The Italian Almanac
Sales signs unfurled in shop windows throughout Italy launched a high tide of shoppers seeking post-holiday season discounts. January 6 marks the day most central and northern regions launch their post-holiday season sales, which are timed by regulation. If the shopping season goes as retailers hope, downtown shopping streets will see bustling crowds over the next weeks, mining for bargains and depleting shops of winter inventories.
Most consumers, or nearly 57%, plan to spend less than 200 euros on the sales, whereas 35.3% have budgeted 200 to 400 euros. Nearly 72% of all Italians currently await sales before replenishing their stocks of clothing, linens and other products, according to the retailers' association Confcommercio. That is up from 51% in 2008, before the full onset of the economic crisis.
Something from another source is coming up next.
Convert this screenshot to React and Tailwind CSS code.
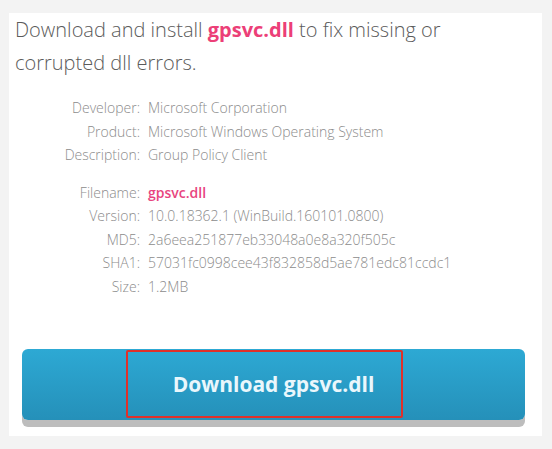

"Even this year, the tail of the crisis became evident in the field of fashion, with performance for the autumn-winter season that is certainly not brilliant," said Renato Borghi, president of Federmoda-Confcommercio. "As a consequence, stocks of unsold stores are high and the offer for bargain hunters very large, both for variety and quality of products. We expect higher than average discounts of 40%".
Almost all retailers, or 98.2%, plan to apply discounts of less than 50% to their merchandise, but a hefty 42.2% of them will see markdowns of 30% to 40%. As a rule, the smaller the shop, the greater the discount, reports Confcommercio.
In Italy, regulated seasonal retail sales commence twice a year: the first week of January and the first Saturday in July. The winter sales sweep from south to north with staggered dates. Antitrust authorities recently ruled that the popular practice of pre-season sales reserved for specific groups of consumers (e.g. by invitation only) must be eliminated.